In the solution to the Blue Eyes logic puzzle, there is a follow-up question:
Each person knows, from the beginning, that there are no less than 99 blue-eyed people on the island. How, then, is considering the 1 and 2-person cases relevant, if they can all rule them out immediately as possibilities?
I have found an answer to that question here:
Blue-eyed people can't see their own faces, so blue-eyed people can see one less blue-eyed face than non-blue-eyed people can. Even though I can see that there are at least 99 blue-eyed people, I don't know that they can see that, so I need to imagine people who see only 98, who would base their actions in part by imagining people who can see only 97 who would base their actions in part by imagining people who can see only 96, and so on...
This answer doesn't make sense to me.
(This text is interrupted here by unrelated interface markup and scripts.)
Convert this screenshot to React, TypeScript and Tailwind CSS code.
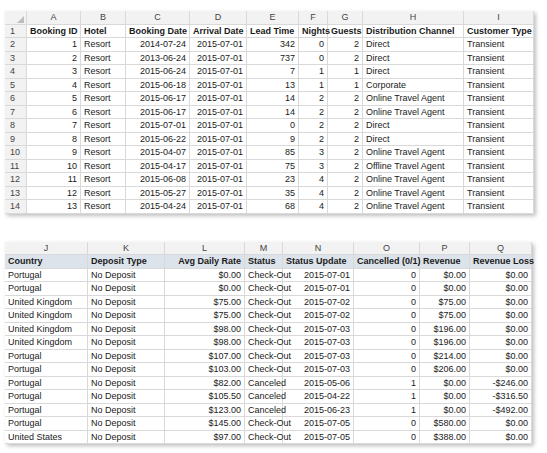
const topCols = [{l:"A",w:54,r:true},{l:"B",w:45},{l:"C",w:64,r:true},{l:"D",w:57,r:true},{l:"E",w:52,r:true},{l:"F",w:29,r:true},{l:"G",w:35,r:true},{l:"H",w:101},{l:"I",w:70}];
const topHead = ["Booking ID","Hotel","Booking Date","Arrival Date","Lead Time","Nights","Guests","Distribution Channel","Customer Type"];
const topRows = [
["1","Resort","2014-07-24","2015-07-01","342","0","2","Direct","Transient"],
["2","Resort","2013-06-24","2015-07-01","737","0","2","Direct","Transient"],
["3","Resort","2015-06-24","2015-07-01","7","1","1","Direct","Transient"],
["4","Resort","2015-06-18","2015-07-01","13","1","1","Corporate","Transient"],
["5","Resort","2015-06-17","2015-07-01","14","2","2","Online Travel Agent","Transient"],
["6","Resort","2015-06-17","2015-07-01","14","2","2","Online Travel Agent","Transient"],
["7","Resort","2015-07-01","2015-07-01","0","2","2","Direct","Transient"],
["8","Resort","2015-06-22","2015-07-01","9","2","2","Direct","Transient"],
["9","Resort","2015-04-07","2015-07-01","85","3","2","Online Travel Agent","Transient"],
["10","Resort","2015-04-17","2015-07-01","75","3","2","Offline Travel Agent","Transient"],
["11","Resort","2015-06-08","2015-07-01","23","4","2","Online Travel Agent","Transient"],
["12","Resort","2015-05-27","2015-07-01","35","4","2","Online Travel Agent","Transient"],
["13","Resort","2015-04-24","2015-07-01","68","4","2","Online Travel Agent","Transient"],
];
const botCols = [{l:"J",w:83},{l:"K",w:77},{l:"L",w:80,r:true},{l:"M",w:38},{l:"N",w:71,r:true},{l:"O",w:66,r:true},{l:"P",w:50,r:true},{l:"Q",w:62,r:true}];
const botHead = ["Country","Deposit Type","Avg Daily Rate","Status","Status Update","Cancelled (0/1)","Revenue","Revenue Loss"];
const botRows = [
["Portugal","No Deposit","$0.00","Check-Out","2015-07-01","0","$0.00","$0.00"],
["Portugal","No Deposit","$0.00","Check-Out","2015-07-01","0","$0.00","$0.00"],
["United Kingdom","No Deposit","$75.00","Check-Out","2015-07-02","0","$75.00","$0.00"],
["United Kingdom","No Deposit","$75.00","Check-Out","2015-07-02","0","$75.00","$0.00"],
["United Kingdom","No Deposit","$98.00","Check-Out","2015-07-03","0","$196.00","$0.00"],
["United Kingdom","No Deposit","$98.00","Check-Out","2015-07-03","0","$196.00","$0.00"],
["Portugal","No Deposit","$107.00","Check-Out","2015-07-03","0","$214.00","$0.00"],
["Portugal","No Deposit","$103.00","Check-Out","2015-07-03","0","$206.00","$0.00"],
["Portugal","No Deposit","$82.00","Canceled","2015-05-06","1","$0.00","-$246.00"],
["Portugal","No Deposit","$105.50","Canceled","2015-04-22","1","$0.00","-$316.50"],
["Portugal","No Deposit","$123.00","Canceled","2015-06-23","1","$0.00","-$492.00"],
["Portugal","No Deposit","$145.00","Check-Out","2015-07-05","0","$580.00","$0.00"],
["United States","No Deposit","$97.00","Check-Out","2015-07-05","0","$388.00","$0.00"],
];
const cell = "h-[13.5px] leading-[13.5px] px-[3px] whitespace-nowrap overflow-visible border-r border-b border-[#d9d9d9]";

export default function App() {
  return (
    <div className="w-[547px] h-[453px] bg-white pt-[11px] pl-[5px]" style={{fontFamily:'"Liberation Sans", Arial, sans-serif', fontSize: "9px", color: "#1a1a1a"}}>
      <div className="w-fit shadow-[2px_2px_4px_rgba(0,0,0,0.25)]">
        <div className="flex bg-[#f2f2f2] text-[#444]">
          <div className={`${cell} w-[22px] relative`}><span className="absolute right-[2px] bottom-[1px] w-0 h-0 border-l-[7px] border-l-transparent border-b-[7px] border-b-[#bdbdbd]"></span></div>
          {topCols.map(c => <div key={c.l} className={`${cell} text-center`} style={{width:c.w}}>{c.l}</div>)}
        </div>
        {[topHead, ...topRows].map((row, i) => (
          <div key={i} className="flex">
            <div className={`${cell} w-[22px] bg-[#f2f2f2] text-[#444] pl-[5px]`}>{i+1}</div>
            {row.map((v, j) => <div key={j} className={`${cell} ${i===0 ? "font-bold" : ""} ${topCols[j].r && i>0 ? "text-right" : ""} overflow-hidden`} style={{width: topCols[j].w}}>{v}</div>)}
          </div>
        ))}
      </div>
      <div className="h-[28px]"></div>
      <div className="w-fit shadow-[2px_2px_4px_rgba(0,0,0,0.25)]">
        <div className="flex bg-[#f2f2f2] text-[#444]">
          {botCols.map(c => <div key={c.l} className={`${cell} text-center`} style={{width:c.w}}>{c.l}</div>)}
        </div>
        <div className="flex bg-[#dde3ea] font-bold">
          {botHead.map((h, j) => <div key={j} className={`${cell} ${j===2 ? "text-right" : ""} overflow-hidden`} style={{width: botCols[j].w}}>{h}</div>)}
        </div>
        {botRows.map((row, i) => (
          <div key={i} className="flex">
            {row.map((v, j) => <div key={j} className={`${cell} ${botCols[j].r ? "text-right" : ""} overflow-hidden`} style={{width: botCols[j].w}}>{v}</div>)}
          </div>
        ))}
      </div>
    </div>
  );
}
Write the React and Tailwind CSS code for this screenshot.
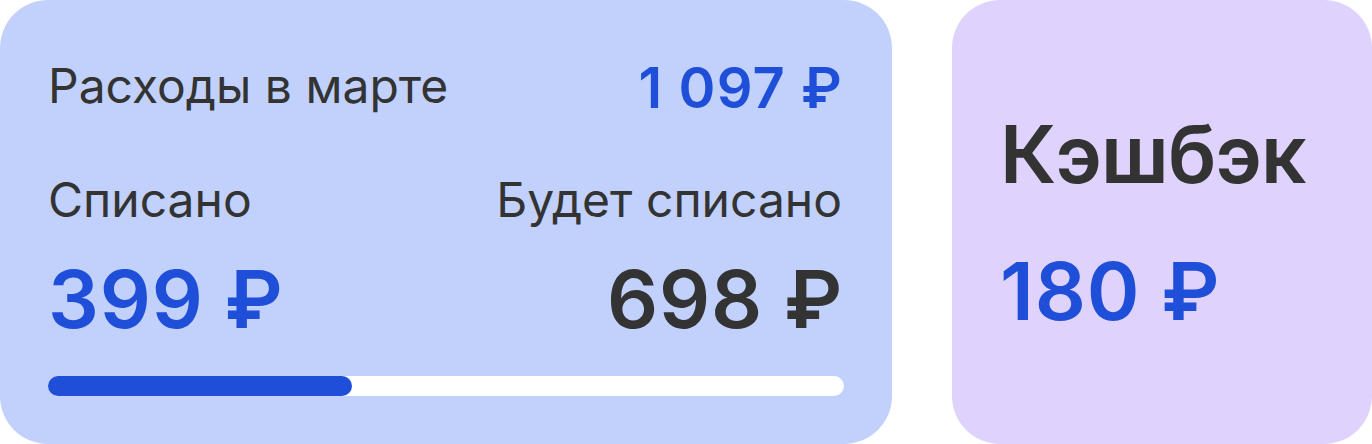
import React from 'react';

const spent = 399;
const total = 1097;

export default function App() {
  // 399 из 1097 — ширина полоски на макете немного больше пропорции
  const barWidth = 304;

  return (
    <div className="flex gap-[60px] w-[1372px] h-[444px] bg-white font-['Inter','Noto_Sans',sans-serif] text-[#333333]">
      <div className="flex flex-col w-[892px] h-[444px] rounded-[48px] bg-[#c1d1fc] px-12 pt-[60px] pb-12">
        <div className="flex items-start justify-between">
          <span className="mt-[2px] text-[48px] leading-none">Расходы в марте</span>
          <span className="mr-[1px] text-[56px] leading-none font-semibold tracking-[0.02em] text-[#1f4fd8]">1 097 ₽</span>
        </div>
        <div className="mt-[60px] flex justify-between text-[48px] leading-none">
          <span>Списано</span>
          <span className="mr-[2px]">Будет списано</span>
        </div>
        <div className="mt-[35px] flex justify-between text-[80px] leading-none font-semibold tracking-[0.01em]">
          <span className="text-[#1f4fd8]">{spent} ₽</span>
          <span className="mr-[1px]">{total - spent} ₽</span>
        </div>
        <div className="mt-[37px] h-5 w-full rounded-full bg-white">
          <div className="h-5 rounded-full bg-[#1f4fd8]" style={{ width: barWidth }} />
        </div>
      </div>
      <div className="flex flex-col w-[420px] h-[444px] rounded-[48px] bg-[#dfd3fe] px-12 pt-[114px]">
        <span className="text-[80px] leading-none font-semibold tracking-[-0.01em]">Кэшбэк</span>
        <span className="mt-[57px] text-[80px] leading-none font-semibold tracking-[0.01em] text-[#1f4fd8]">180 ₽</span>
      </div>
    </div>
  );
}
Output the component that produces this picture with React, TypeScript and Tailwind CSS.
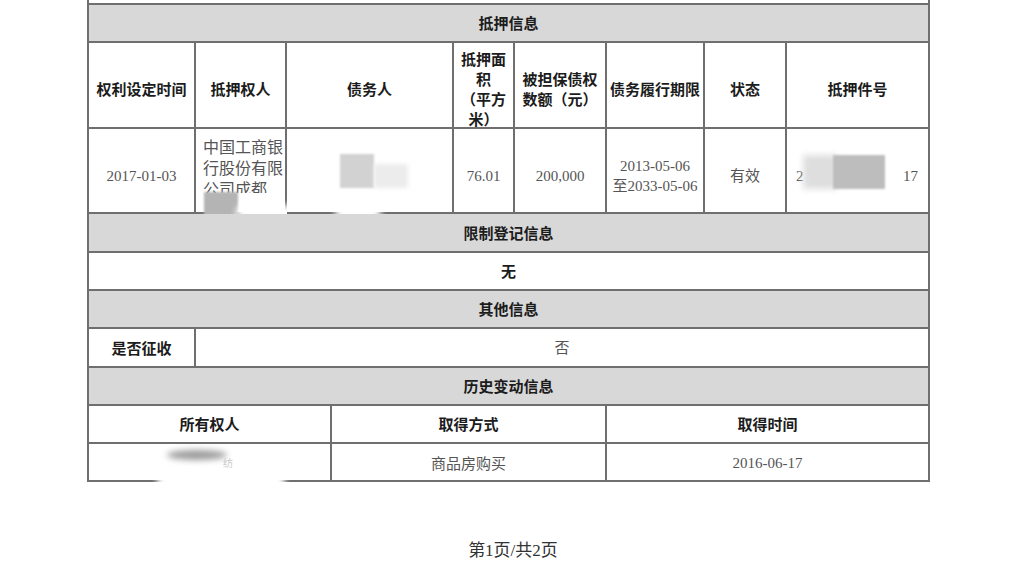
import type { ReactNode } from "react";

const line = "border-r-2 border-b-2 border-[#6f6f6f]";
const head = "font-['Noto_Sans_CJK_SC',sans-serif] font-bold text-[15px] leading-[20px] text-[#1c1c1c]";
const data = "font-['Liberation_Serif','Noto_Sans_CJK_SC',serif] text-[15px] leading-[20px] text-[#555]";

function Cell({ children, className = "" }: { children?: ReactNode; className?: string }) {
  return <div className={`${line} relative flex min-h-0 items-center text-center ${className}`}>{children}</div>;
}

function SectionTitle({ title, h }: { title: string; h: string }) {
  return (
    <div className="grid grid-cols-1">
      <Cell className={`${h} justify-center bg-[#d8d8d8] ${head}`}>{title}</Cell>
    </div>
  );
}

export default function App() {
  const mortgageCols = "grid grid-cols-[107px_91px_167px_61px_92px_98px_82px_143px]";
  const mh = `justify-center pt-[8px] ${head}`;
  const md = `justify-center pt-[11px] ${data}`;

  return (
    <div className="min-h-[563px] w-[1026px] overflow-hidden bg-white">
      {/* 上一张表的残边 */}
      <div className="ml-[87px] h-[3px] w-[843px] border-x-2 border-[#6f6f6f]" />

      <div className="ml-[87px] w-[843px] border-l-2 border-t-2 border-[#6f6f6f]">
        {/* 抵押信息 */}
        <SectionTitle title="抵押信息" h="h-[38px]" />
        <div className={`${mortgageCols} grid-rows-[86px]`}>
          <Cell className={mh}>权利设定时间</Cell>
          <Cell className={mh}>抵押权人</Cell>
          <Cell className={mh}>债务人</Cell>
          <Cell className={mh}>
            <span>
              抵押面
              <br />积
              <br />（平方
              <br />米）
            </span>
          </Cell>
          <Cell className={mh}>
            <span>
              被担保债权
              <br />
              数额（元）
            </span>
          </Cell>
          <Cell className={mh}>债务履行期限</Cell>
          <Cell className={mh}>状态</Cell>
          <Cell className={mh}>抵押件号</Cell>
        </div>
        <div className={`${mortgageCols} grid-rows-[85px]`}>
          <Cell className={md}>2017-01-03</Cell>
          <Cell className={`${data} items-start justify-start`}>
            <div className="h-[64px] overflow-hidden pl-[7px] pt-[8px] text-left text-[16px] leading-[21px]">
              中国工商银行股份有限公司成都
            </div>
            <div className="absolute left-[8px] top-[63px] h-[28px] w-[34px] bg-[#b4b4b4] blur-[1px]" />
            <div className="absolute -bottom-[9px] left-[40px] h-[16px] w-[60px] rounded-full bg-white blur-[3px]" />
          </Cell>
          <Cell className={md}>
            <div className="absolute left-[53px] top-[25px] h-[34px] w-[34px] bg-[#d2d2d2] blur-[1px]" />
            <div className="absolute left-[87px] top-[35px] h-[24px] w-[34px] bg-[#ececec] blur-[2px]" />
            <div className="absolute -bottom-[9px] left-[48px] h-[16px] w-[46px] rounded-full bg-white blur-[3px]" />
          </Cell>
          <Cell className={md}>76.01</Cell>
          <Cell className={md}>200,000</Cell>
          <Cell className={md}>
            <span>
              2013-05-06
              <br />
              至2033-05-06
            </span>
          </Cell>
          <Cell className={md}>有效</Cell>
          <Cell className={`${data} justify-between pl-[9px] pr-[10px] pt-[11px]`}>
            <span>2</span>
            <span>17</span>
            <div className="absolute left-[16px] top-[26px] h-[34px] w-[34px] bg-[#dedede] blur-[3px]" />
            <div className="absolute left-[46px] top-[26px] h-[34px] w-[52px] bg-[#bdbdbd] blur-[1px]" />
          </Cell>
        </div>

        {/* 限制登记信息 */}
        <SectionTitle title="限制登记信息" h="h-[39px]" />
        <div className="grid grid-cols-1">
          <Cell className={`h-[38px] justify-center ${head}`}>无</Cell>
        </div>

        {/* 其他信息 */}
        <SectionTitle title="其他信息" h="h-[38px]" />
        <div className="grid grid-cols-[107px_734px]">
          <Cell className={`h-[39px] justify-center ${head}`}>是否征收</Cell>
          <Cell className={`justify-center ${data}`}>否</Cell>
        </div>

        {/* 历史变动信息 */}
        <SectionTitle title="历史变动信息" h="h-[38px]" />
        <div className="grid grid-cols-[243px_275px_323px] grid-rows-[38px]">
          <Cell className={`justify-center ${head}`}>所有权人</Cell>
          <Cell className={`justify-center ${head}`}>取得方式</Cell>
          <Cell className={`justify-center ${head}`}>取得时间</Cell>
        </div>
        <div className="grid grid-cols-[243px_275px_323px] grid-rows-[38px]">
          <Cell className={`justify-center ${data}`}>
            <div className="absolute left-[78px] top-[6px] h-[10px] w-[60px] rounded-[50%] bg-[#9a9a9a] blur-[3px]" />
            <span className="absolute left-[134px] top-[10px] text-[10px] text-[#c8c8c8]">纺</span>
            <div className="absolute -bottom-[12px] left-[68px] h-[22px] w-[128px] rounded-full bg-white blur-[3px]" />
          </Cell>
          <Cell className={`justify-center pt-[3px] ${data}`}>商品房购买</Cell>
          <Cell className={`justify-center pt-[2px] ${data}`}>2016-06-17</Cell>
        </div>
      </div>

      {/* 页码 */}
      <div className="mt-[58px] flex justify-center">
        <span className="font-['Liberation_Serif','Noto_Sans_CJK_SC',serif] text-[17px] leading-[22px] text-[#333]">
          第1页/共2页
        </span>
      </div>
    </div>
  );
}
Why are they basing their logic on some hypothetical islander who can only see 96 blue-eyed people when they know such an islander cannot possibly exist and - moreover - know that everyone else knows it too?
Taking a smaller example with 6 islanders for illustrative purposes:
A (blue), B (blue), C (blue), D (brown), E (brown), F (brown)
No matter what A's eye color is, he knows:
- B will see at least one other blue (C)
- C will see at least one other blue (B)
- D, E and F will see at least two other blues (B & C)
Everyone can see at least 1 other blue-eyed islander, and everyone else knows it.
What value does Day 1 serve? Why not skip ahead to Day 2?